苦手な仕事を積極的にやる意図は、今後その仕事が回ってこないようにするためです。回数を重ねることで、嫌いな仕事も好きになるかもしれませんし、少なくとも苦手意識はなくなります。それによってクオリティが上がればしめたもの。この成長に上司が気付けば、「次のステップの仕事を任せるか」となり、やりたい仕事の担当に、いち早く就くことができます。
30代は苦手分野でなく強みを活かせる分野で活躍する
がむしゃらに突き進んだ20代から一転、30代も数年過ぎた頃から、これまでとは違う新たな苦しみを感じるようになりました。その理由は、これまでまったく関わったことがない領域の業務にチャレンジする機会が多くなったからです。
私は、突出して突き抜けた得意領域がない代わりに、どの領域もある程度そつなくこなせるタイプです。そのため「適任ではないけれど、今人手が足りないから」という理由でアサインされることが多く、常に未経験領域の仕事が続く時期がありました。
でも、こういう仕事が続くと、自分の中にモヤモヤが溜まっていきます。あるとき、森岡毅さんがテレビ番組で「弱みが強みになったのを見たことがない」と仰っていたのを見ましたが、とても腑に落ちました。
「PLAY WORK」が実現できる環境を作る
長時間労働は悪というイメージが一般化しつつある昨今、業務において自己成長が実感しづらい、自分の目標に対して現職の担当業務だけでは達成が難しそう、そう感じている方もいるかもしれません。
そう思っている方には、ぜひ、社外にも居場所を作ることをおすすめします。自分たちのギルドを作るイメージです。

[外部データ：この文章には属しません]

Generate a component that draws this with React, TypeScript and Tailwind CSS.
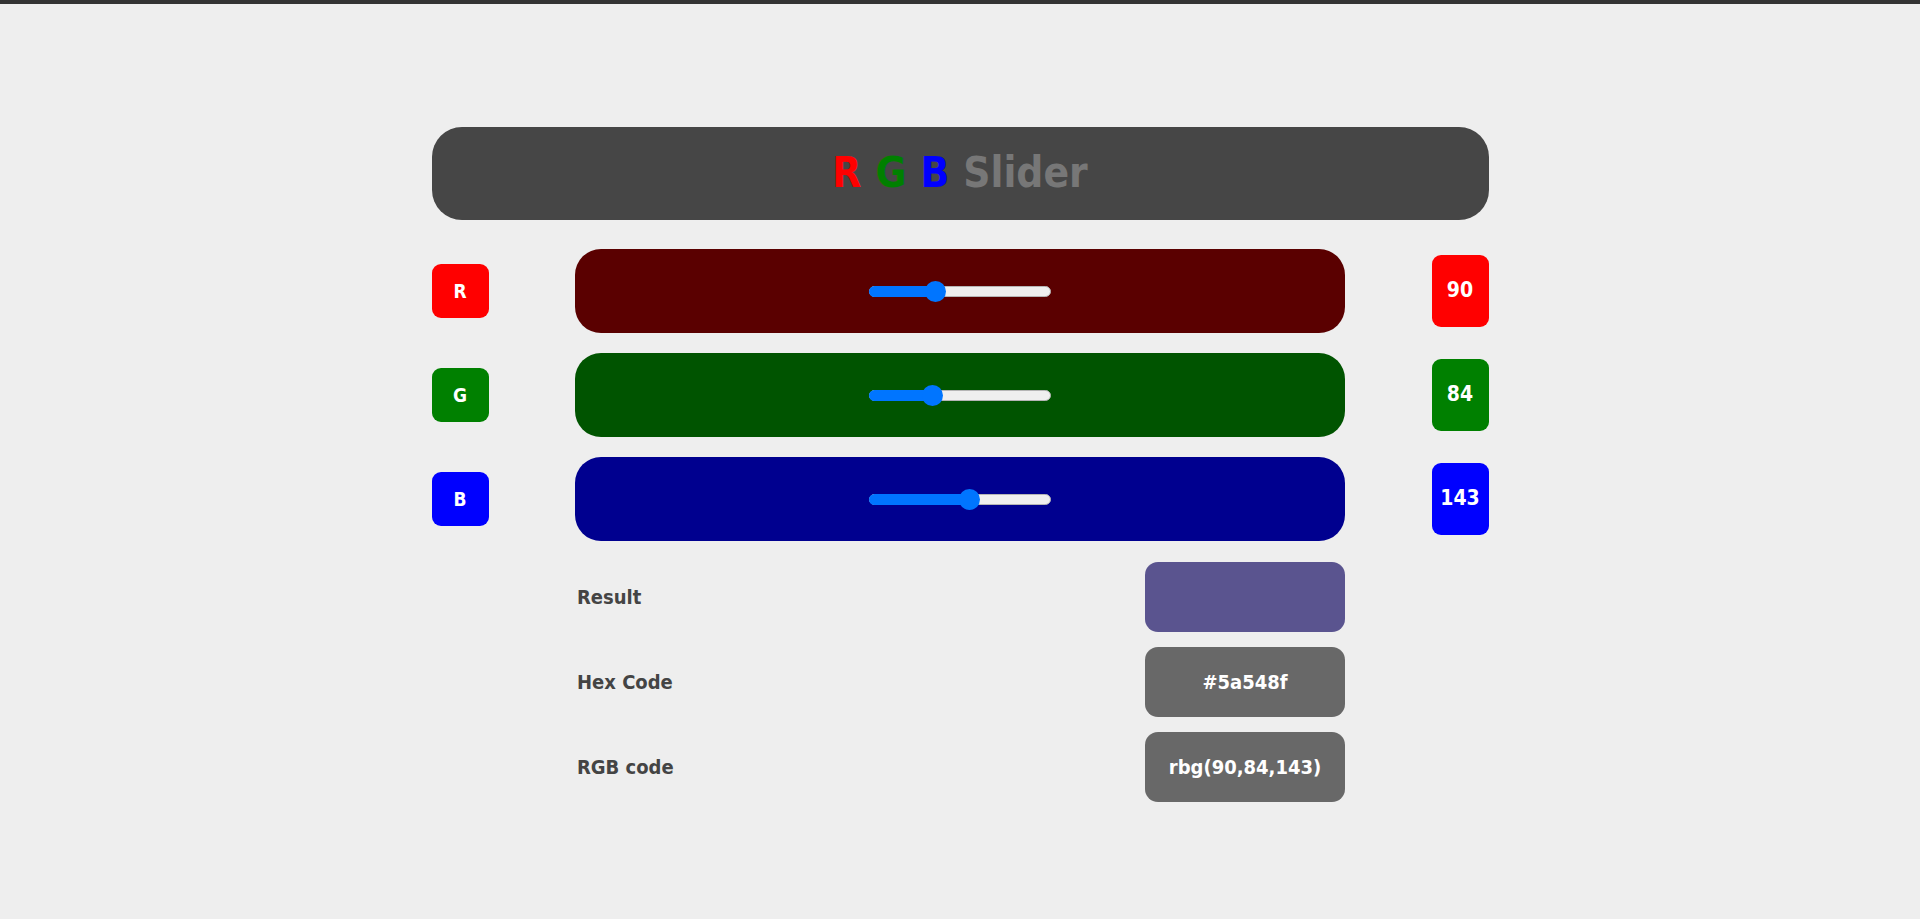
import React from "react";

const font = { fontFamily: '"Liberation Sans Narrow", "DejaVu Sans Condensed", "Noto Sans", sans-serif' };

function Slider({ value }: { value: number }) {
  const pct = value / 255;
  return (
    <div className="relative h-[21px] w-[182px] flex items-center">
      <div className="h-[11px] w-full rounded-full bg-[#efefef] border border-[#b5b5b5]" />
      <div
        className="absolute left-0 h-[11px] rounded-l-full bg-[#0075ff]"
        style={{ width: `${pct * 172 + 5}px` }}
      />
      <div
        className="absolute h-[21px] w-[21px] rounded-full bg-[#0075ff]"
        style={{ left: `${pct * 160}px` }}
      />
    </div>
  );
}

const rows = [
  { l: "R", v: 90, box: "bg-[#ff0000]", bar: "bg-[#5a0000]" },
  { l: "G", v: 84, box: "bg-[#008000]", bar: "bg-[#005400]" },
  { l: "B", v: 143, box: "bg-[#0000ff]", bar: "bg-[#00008f]" },
];

export default function App() {
  return (
    <div className="min-h-[919px] bg-[#eeeeee]" style={font}>
      <div className="h-[4px] bg-[#333333]" />
      <div className="mx-auto w-[1057px] pt-[123px]">
        <div className="h-[93px] rounded-[30px] bg-[#464646] flex items-center justify-center">
          <h1 className="text-[42px] font-bold leading-none flex gap-[14px] pb-[2px]">
            <span className="text-[#ff0000]">R</span>
            <span className="text-[#008000]">G</span>
            <span className="text-[#0000ff]">B</span>
            <span className="text-[#777777]">Slider</span>
          </h1>
        </div>
        <div className="mt-[29px] flex flex-col gap-[20px]">
          {rows.map((r) => (
            <div key={r.l} className="flex items-center justify-between h-[84px]">
              <div className={`w-[57px] h-[54px] rounded-[9px] ${r.box} flex items-center justify-center text-white font-bold text-[19px]`}>
                {r.l}
              </div>
              <div className={`w-[770px] h-[84px] rounded-[26px] ${r.bar} flex items-center justify-center`}>
                <Slider value={r.v} />
              </div>
              <div className={`w-[57px] h-[72px] rounded-[9px] ${r.box} flex items-center justify-center text-white font-bold text-[21px]`}>
                {r.v}
              </div>
            </div>
          ))}
        </div>
        <div className="mx-auto w-[770px] mt-[21px] flex flex-col gap-[15px]">
          <div className="flex items-center justify-between h-[70px]">
            <span className="pl-[2px] text-[20px] font-bold text-[#444444]">Result</span>
            <div className="w-[200px] h-[70px] rounded-[13px] bg-[#5a548f]" />
          </div>
          <div className="flex items-center justify-between h-[70px]">
            <span className="pl-[2px] text-[20px] font-bold text-[#444444]">Hex Code</span>
            <div className="w-[200px] h-[70px] rounded-[13px] bg-[#686868] flex items-center justify-center text-white font-bold text-[20px]">
              #5a548f
            </div>
          </div>
          <div className="flex items-center justify-between h-[70px]">
            <span className="pl-[2px] text-[20px] font-bold text-[#444444]">RGB code</span>
            <div className="w-[200px] h-[70px] rounded-[13px] bg-[#686868] flex items-center justify-center text-white font-bold text-[20px]">
              rbg(90,84,143)
            </div>
          </div>
        </div>
      </div>
    </div>
  );
}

副業を許可する会社が増え、社外イベントに参加しやすい雰囲気になって、外部からさまざまなスキルや知識を吸収するチャンスが多く転がっています。私も終業後は、業務と関係あるイベントに参加して、同業他社の人たちとのネットワークを拡げてきました。そこで得た知識や人脈が、現在の業務にいい形で循環しています。
業務時間以外に業務に関することなんかやりたくないよと言う人もいると思いますが、私はいわゆる「趣味」というものがなく、仕事が好きなので、そうした場に行くことが趣味でもあるのです。まさにピョートル・フェリクス・グジバチ著『PLAY WORK』を地で行く毎日を送っていますが、それはキャリアプランを立てることによって業務以外の迷いを極力抑えているからかもしれません。
20代は自分のスキルチャートを円に近づけ土台を作り、30代はそのスキルの中から得意な分野を尖らせていくというイメージで、これまでやってきました。ただし、これから迎える40代以降のキャリアプランは、現在進行形で暗中模索状態です。ぜひ、諸先輩方の体験談、ご意見、アドバイスをお聞きしたいです!